Н Лейдерман - Современная русская литература - 1950-1990-е годы (Том 2, 1968-1990)
Тут каждый жест вылеплен исполнителями, как в хорошо отрепетированной мизансцене, и зафиксирован внимчивым оком наблюдателя. При этом Астафьев не забывает упомянуть очень существенную подробность: "Весь нижний конец села упивался этой картиной", - словом, все зрители на местах, спектакль идет при полном аншлаге.
Да и сам герой-рассказчик умеет даже обычный эпизод так разыграть на голоса, что получается чистой воды драматическая сценка. Вот, например, эпизод из рассказа "Монах в новых штанах": как Витька донимает бабушку, чтоб та поскорее сшила ему штаны из материала, который они называют диковинным словом "треко". Он начинает канючить. "А чего ж тебе, ремня?" спрашивает бабушка. "Штаны-ы-ы. . . " - тянет Витька. А дальше идет его собственная режиссура, поворотный момент:
Сейчас надо давать голос, иначе попадет, и я повел снизу вверх:
- Э-э-э-э. . .
- Поори у меня, поори! - взрывалась бабушка, но я перекрывал ее своим ревом, и она постепенно сдавалась и начинала меня умасливать:
- Сошью, скоро сошью! Уж батюшко, не плачь уж. На вот конфетки-то, помусли. Сла-а-аденькие лампасеечки. Скоро уж, скоро в новых штанах станешь ходить, нарядный, да красивый, да пригожий.
Другие персонажи в драматургическом мастерстве не отстают от самого Витьки. Так, в рассказе "Гори, гори ясно" есть такая сцена. Бабушка рассказывает, как она на последние кровные купила в городе мячик, привезла, "играй, дорогой робеночек!", а он: "Глянул эдак-то да ка-ак по мячику резнет стягом!. . Стягом, матушка моя, стягом! В ем, в мячике-то, аж че-то зачуфыркало.
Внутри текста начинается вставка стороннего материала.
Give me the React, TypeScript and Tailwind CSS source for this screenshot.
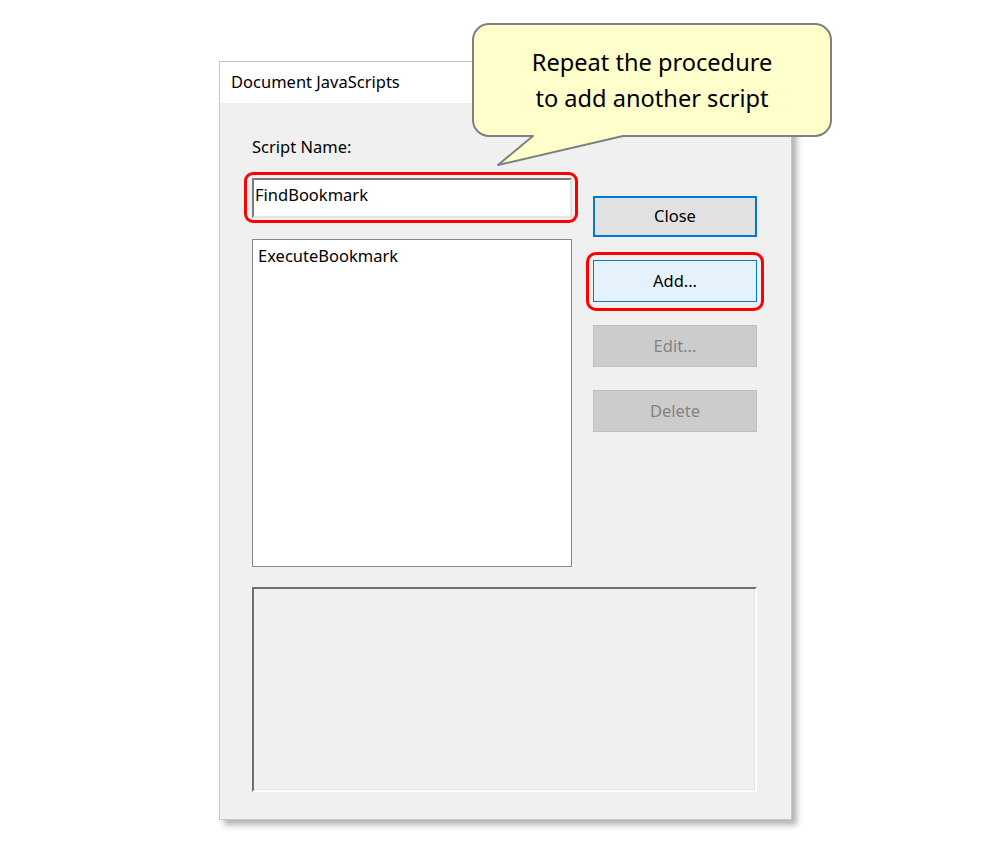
import React from "react";

const uiFont = { fontFamily: '"Noto Sans", "Open Sans", sans-serif' };

const Callout = () => (
  <div className="absolute left-[470px] top-[20px] w-[366px] h-[150px]">
    <svg width="366" height="150" viewBox="0 0 366 150" className="absolute inset-0">
      <path
        d="M 19 4 H 345 A 16 16 0 0 1 361 20 V 100 A 16 16 0 0 1 345 116 H 153 L 28 145 L 63 116 H 19 A 16 16 0 0 1 3 100 V 20 A 16 16 0 0 1 19 4 Z"
        fill="#ffffcc"
        stroke="#7f7f7f"
        strokeWidth="2"
        strokeLinejoin="round"
      />
    </svg>
    <div className="absolute left-[3px] top-[4px] w-[358px] h-[112px] flex flex-col items-center justify-center text-[23.6px] leading-[36px] text-black">
      <span>Repeat the procedure</span>
      <span>to add another script</span>
    </div>
  </div>
);

const Button = ({ label, variant }: { label: string; variant: "default" | "hot" | "disabled" }) => {
  if (variant === "default")
    return (
      <div className="h-[41px] border-2 border-[#0078d7] bg-[#e1e1e1] flex items-center justify-center text-[16.5px] text-black">
        {label}
      </div>
    );
  if (variant === "hot")
    return (
      <div className="relative">
        <div className="h-[42px] border border-[#0078d7] bg-[#e5f1fb] flex items-center justify-center text-[16.5px] text-black">
          {label}
        </div>
        <div className="absolute -left-[7px] -right-[7px] -top-[8px] -bottom-[9px] border-[3px] border-[#ff0000] rounded-[10px]" />
      </div>
    );
  return (
    <div className="h-[42px] border border-[#bfbfbf] bg-[#cccccc] flex items-center justify-center text-[16.5px] text-[#838383]">
      {label}
    </div>
  );
};

export default function App() {
  return (
    <div className="relative w-[1000px] h-[868px] bg-white overflow-hidden" style={uiFont}>
      <div className="absolute left-0 top-0 pl-[219px] pt-[61px]">
        <div className="w-[573px] h-[759px] border border-[#c6c6c6] bg-[#f0f0f0] shadow-[5px_5px_6px_rgba(0,0,0,0.3)] flex flex-col">
          {/* title bar */}
          <div className="h-[41px] bg-white pl-[11px] flex items-center text-[16.5px] text-black">
            Document JavaScripts
          </div>

          {/* body */}
          <div className="pl-[32px] pr-[34px] pt-[33px] flex flex-col">
            <div className="flex gap-[21px]">
              <div className="w-[320px] flex flex-col">
                <div className="h-[22px] leading-[22px] text-[16.5px] text-black">Script Name:</div>
                <div className="relative mt-[20px]">
                  <div className="h-[40px] bg-white border-2 border-t-[#7a7a7a] border-l-[#7a7a7a] border-r-[#e3e3e3] border-b-[#e3e3e3] pl-[1px] pt-[4px] text-[16.5px] leading-[22px] text-black">
                    FindBookmark
                  </div>
                  <div className="absolute -left-[8px] -right-[6px] -top-[6px] -bottom-[5px] border-[3px] border-[#ff0000] rounded-[9px]" />
                </div>
                <div className="mt-[21px] h-[328px] bg-white border border-[#828790] pl-[5px] pt-[5px] text-[16.5px] leading-[22px] text-black">
                  ExecuteBookmark
                </div>
              </div>
              <div className="w-[164px] pt-[60px] flex flex-col gap-[23px]">
                <Button label="Close" variant="default" />
                <Button label="Add..." variant="hot" />
                <Button label="Edit..." variant="disabled" />
                <Button label="Delete" variant="disabled" />
              </div>
            </div>
            <div className="mt-[20px] h-[205px] bg-[#f0f0f0] border-2 border-t-[#6e6e6e] border-l-[#6e6e6e] border-r-[#fdfdfd] border-b-[#fdfdfd] shadow-[inset_-1px_-1px_0_#e3e3e3]" />
          </div>
        </div>
      </div>
      <Callout />
    </div>
  );
}
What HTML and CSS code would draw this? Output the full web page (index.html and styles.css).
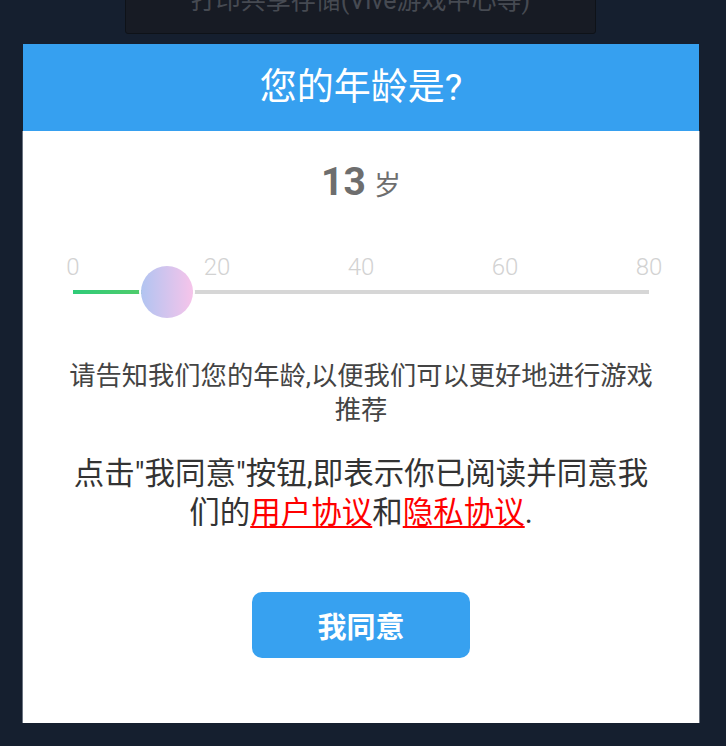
FILE: index.html
```html
<!DOCTYPE html>
<html lang="zh-CN">
<head>
<meta charset="utf-8">
<title>您的年龄是?</title>
<link rel="stylesheet" href="styles.css">
</head>
<body>
<div class="topbox"><span class="topbox-text">打印共享存储(Vive游戏中心等)</span></div>
<div class="modal">
  <div class="modal-header">您的年龄是?</div>
  <div class="modal-body">
    <div class="age"><span class="age-num">13</span><span class="age-unit">岁</span></div>
    <div class="slider">
      <div class="labels">
        <span class="label">0</span>
        <span class="label">20</span>
        <span class="label">40</span>
        <span class="label">60</span>
        <span class="label">80</span>
      </div>
      <div class="track-area">
        <div class="track">
          <div class="fill" style="width: 16.25%"></div>
        </div>
        <div class="thumb" style="left: 16.25%"></div>
      </div>
    </div>
    <p class="hint">请告知我们您的年龄,以便我们可以更好地进行游戏推荐</p>
    <p class="agree">点击"我同意"按钮,即表示你已阅读并同意我们的<a class="link" href="#">用户协议</a>和<a class="link" href="#">隐私协议</a>.</p>
    <div class="actions"><button class="btn">我同意</button></div>
  </div>
</div>
</body>
</html>
```

FILE: styles.css
```css
* { box-sizing: border-box; }
html, body {
  margin: 0;
  padding: 0;
}
body {
  width: 726px;
  height: 746px;
  overflow: hidden;
  background: #151f2f;
  font-family: "Roboto", "Noto Sans CJK SC", sans-serif;
}
.topbox {
  margin-left: 125px;
  margin-top: -20px;
  width: 471px;
  height: 54px;
  background: #171b24;
  border: 1px solid #0e1218;
  border-radius: 3px;
  text-align: center;
  color: #464a52;
  font-size: 25px;
  line-height: 40px;
  overflow: hidden;
}
.modal {
  margin-top: 10px;
  margin-left: 22px;
  width: 678px;
}
.modal-header {
  height: 87px;
  background: #36a0f0;
  color: #ffffff;
  font-size: 37px;
  line-height: 87px;
  text-align: center;
  margin: 0 1px;
}
.modal-body {
  height: 592px;
  background: #ffffff;
  border-left: 1px solid #6a7380;
  border-right: 1px solid #6a7380;
  padding-top: 26px;
}
.age {
  height: 50px;
  line-height: 50px;
  text-align: center;
  color: #6e6e6e;
  display: flex;
  justify-content: center;
  align-items: baseline;
  gap: 8px;
}
.age-num {
  font-family: "Roboto", sans-serif;
  font-weight: 700;
  font-size: 39px;
}
.age-unit {
  font-family: "Noto Sans CJK SC", sans-serif;
  font-size: 27px;
}
.slider {
  margin-top: 47px;
  padding: 0 30px;
}
.labels {
  display: flex;
  justify-content: space-between;
  height: 26px;
  line-height: 26px;
}
.label {
  width: 40px;
  text-align: center;
  font-family: "Roboto", sans-serif;
  font-weight: 300;
  font-size: 24px;
  color: #d2d2d2;
}
.track-area {
  position: relative;
  height: 28px;
  margin: -2px 20px 0;
  display: flex;
  align-items: center;
}
.track {
  width: 100%;
  height: 4px;
  background: #d6d6d6;
}
.fill {
  height: 100%;
  background: linear-gradient(to right, #2fcb78, #5ccc67);
}
.thumb {
  position: absolute;
  top: 50%;
  width: 52px;
  height: 52px;
  margin-left: -26px;
  margin-top: -26px;
  border-radius: 50%;
  background: linear-gradient(to right, #b1c4f1, #f6c4ea);
  box-shadow: 0 0 0 2px #ffffff;
}
.hint {
  margin: 53px 0 0;
  padding: 0 40px;
  font-size: 26.3px;
  line-height: 34px;
  color: #444444;
  text-align: center;
}
.agree {
  margin: 27px 0 0;
  padding: 0 40px;
  font-size: 30.5px;
  line-height: 39px;
  color: #333333;
  text-align: center;
}
.link {
  color: #ff0000;
  text-decoration: underline;
  text-underline-offset: 3px;
  text-decoration-thickness: 2px;
}
.actions {
  margin-top: 60px;
  display: flex;
  justify-content: center;
}
.btn {
  width: 218px;
  height: 66px;
  border: none;
  border-radius: 10px;
  background: #37a1f0;
  color: #ffffff;
  font-family: "Noto Sans CJK SC", sans-serif;
  font-weight: 700;
  font-size: 29px;
  padding: 0;
  cursor: pointer;
}
```
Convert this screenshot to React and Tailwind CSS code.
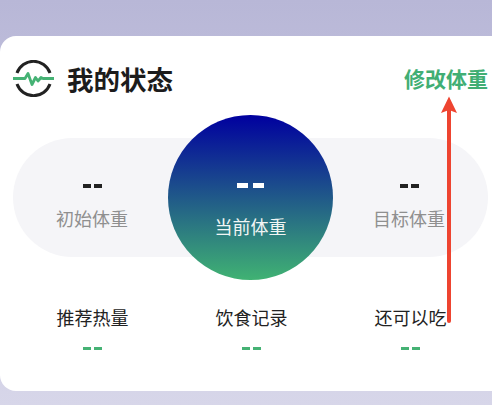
import React from 'react';

const font = { fontFamily: '"Noto Sans CJK SC", "Noto Sans", sans-serif' };

const Dash = ({ className = '', size = 'w-[8px]', gap = 'ml-[3px]' }) => (
  <div className={`flex justify-center ${className}`}>
    <span className={`block h-full bg-current ${size}`} />
    <span className={`block h-full bg-current ${size} ${gap}`} />
  </div>
);

const Side = ({ label }) => (
  <div className="w-[100px] self-start flex flex-col items-center pt-[46px]">
    <Dash className="h-[4px] text-[#222222]" />
    <div className="mt-[17px] text-[18px] leading-[26px] text-[#8f8f8f]">{label}</div>
  </div>
);

const Stat = ({ label }) => (
  <div className="flex flex-col items-center">
    <div className="text-[18px] leading-[26px] text-[#222222]">{label}</div>
    <Dash className="h-[3px] mt-[17px] text-[#45b274]" />
  </div>
);

export default function App() {
  return (
    <div
      style={font}
      className="relative w-[492px] h-[405px] overflow-hidden pt-[36px] bg-linear-to-b/srgb from-[#b8b7d7] to-[#d7d6e9]"
    >
      <div className="h-[355px] bg-white rounded-l-[16px] pl-[13px] pr-[4px] pt-[24px]">
        <div className="flex items-center justify-between h-[37px]">
          <div className="flex items-center">
            <svg width="41" height="37" viewBox="0 0 41 37" fill="none">
              <path d="M4 13A17.5 17.5 0 0 1 37 13" stroke="#222222" strokeWidth="3" />
              <path d="M4 24A17.5 17.5 0 0 0 37 24" stroke="#222222" strokeWidth="3" />
              <path
                d="M0 18.5H12L15 13.5L19 24.5L22.5 17.5L25 21L28 17.5L30 18.5H41"
                stroke="#45b274"
                strokeWidth="2.8"
                strokeLinejoin="round"
              />
            </svg>
            <div className="ml-[13px] text-[26.5px] leading-[37px] font-semibold text-[#1c1c1c]">我的状态</div>
          </div>
          <div className="text-[21px] leading-[37px] font-bold text-[#41ae74]">修改体重</div>
        </div>

        <div className="mt-[41px] w-[475px] h-[119px] rounded-full bg-[#f5f5f8] flex items-center justify-between px-[29px]">
          <Side label="初始体重" />
          <div className="w-[165px] h-[165px] shrink-0 rounded-full bg-linear-to-b/srgb from-[#00009f] to-[#40b273] flex flex-col items-center text-white pt-[68px]">
            <Dash className="h-[5px]" size="w-[11px]" gap="ml-[5px]" />
            <div className="mt-[25px] text-[18px] leading-[26px] text-[#f1f5f4]">当前体重</div>
          </div>
          <Side label="目标体重" />
        </div>

        <div className="mt-[47px] grid grid-cols-3 w-[477px]">
          <Stat label="推荐热量" />
          <Stat label="饮食记录" />
          <Stat label="还可以吃" />
        </div>
      </div>

      <svg className="absolute left-[440px] top-[96px]" width="20" height="228" viewBox="0 0 20 228" fill="none">
        <path d="M9 10V225" stroke="#ee4430" strokeWidth="4" strokeLinecap="round" />
        <path d="M9 0.5L17 17L9 14L1 17Z" fill="#ee4430" />
      </svg>
    </div>
  );
}
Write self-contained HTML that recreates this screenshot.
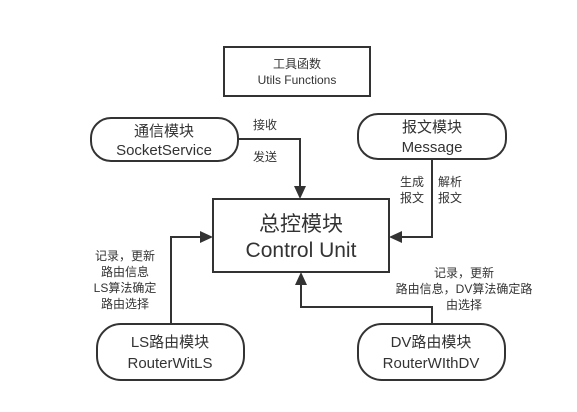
<!DOCTYPE html>
<html><head><meta charset="utf-8"><style>
html,body{margin:0;padding:0;background:#fff;}
svg{display:block;}
text{font-family:"Liberation Sans","Noto Sans CJK SC",sans-serif;fill:#333;}
</style></head><body>
<svg width="577" height="412" viewBox="0 0 577 412" xmlns="http://www.w3.org/2000/svg">
<g fill="none" stroke="#333" stroke-width="2">
<rect x="224" y="47" width="146" height="49"/>
<rect x="91" y="118" width="147" height="43" rx="20"/>
<rect x="358" y="114" width="148" height="45" rx="20"/>
<rect x="213" y="199" width="176" height="73"/>
<rect x="97" y="324" width="147" height="56" rx="24"/>
<rect x="358" y="324" width="147" height="56" rx="24"/>
<polyline points="238,139 300,139 300,188"/>
<polyline points="432,159 432,237 400,237"/>
<polyline points="171,324 171,237 202,237"/>
<polyline points="432,324 432,307 301,307 301,283"/>
</g>
<g fill="#333">
<polygon points="294,186 306,186 300,199"/>
<polygon points="402,231 402,243 389,237"/>
<polygon points="200,231 200,243 213,237"/>
<polygon points="295,285 307,285 301,272"/>
</g>
<g text-anchor="middle">
<text x="297" y="68" font-size="12">工具函数</text>
<text x="297" y="84" font-size="12">Utils Functions</text>
<text x="164" y="136" font-size="15">通信模块</text>
<text x="164" y="155" font-size="15">SocketService</text>
<text x="432" y="132" font-size="15">报文模块</text>
<text x="432" y="152" font-size="15">Message</text>
<text x="301" y="231" font-size="21">总控模块</text>
<text x="301" y="257" font-size="21">Control Unit</text>
<text x="170" y="347" font-size="15">LS路由模块</text>
<text x="170" y="368" font-size="15">RouterWitLS</text>
<text x="431" y="347" font-size="15">DV路由模块</text>
<text x="431" y="368" font-size="15">RouterWIthDV</text>
<text x="265" y="129" font-size="12">接收</text>
<text x="265" y="161" font-size="12">发送</text>
<text x="412" y="186" font-size="12">生成</text>
<text x="412" y="202" font-size="12">报文</text>
<text x="450" y="186" font-size="12">解析</text>
<text x="450" y="202" font-size="12">报文</text>
<text x="125" y="260" font-size="12">记录，更新</text>
<text x="125" y="276" font-size="12">路由信息</text>
<text x="125" y="292" font-size="12">LS算法确定</text>
<text x="125" y="308" font-size="12">路由选择</text>
<text x="464" y="277" font-size="12">记录，更新</text>
<text x="464" y="293" font-size="12">路由信息，DV算法确定路</text>
<text x="464" y="309" font-size="12">由选择</text>
</g>
</svg>
</body></html>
Зачуфыркало, кума, зачуфыркало, ровно в бонбе гремучей! <...> " Шипит мячик, пипка отвалилась. . . А этот, яз-зва-то, архаровец, облокотился на стяг, че, дескать, ишшо расшибить?" Этот душераздираюший монолог сопровождается сочувствующими репликами бабушкиных товарок, жалобами "какие наши достатки", сетованиями на школу да клубы - словом, все, как следует. Но никак нельзя отделаться от впечатления игры, великолепно сымпровизированной исполнительницей - разыгрывающей трагедию на потеху себе и своим престарелым слушательницам.
Наконец, собственно слово в "Последнем поклоне", кому бы оно ни принадлежало - герою-повествователю или любому иному персонажу, представляет собой сплошную речевую игру. По всем внешним приметам это простонародная речь - с сибирскими просторечиями ("покуль ее лупишь, потуль и везет" - про лошадь), с присказками да прибауточками ("Чего зарыбачили? Два тайменя: один с вошь, другой помене?"), с искаженными официальными и вообще "мудреными" словами ("прическа у него под политику", "ревьматизьма"). По существу же это изобретательно сотворенный автором образ простонародной речи, ибо все типовые выразительные средства народной речи здесь сконцентрированы, гротескно гиперболизированы, артистически выпячены. Это, можно сказать, форсированная выразительность - речь здесь настолько эмоционально уплотнена, что напоминает луг, который густо зарос полевыми цветами.
В "Последнем поклоне" Астафьев выработал особую форму сказа полифонического по своему составу, образуемого сплетением разных голосов (Витьки-маленького, умудренного жизнью автора-повествователя, отдельных героев-рассказчиков, коллективной деревенской молвы), и карнавального по эстетическому пафосу, с амплитудой от безудержного смеха до трагических рыданий. Эта повествовательная форма стала характернейшей особенностью индивидуального стиля Астафьева.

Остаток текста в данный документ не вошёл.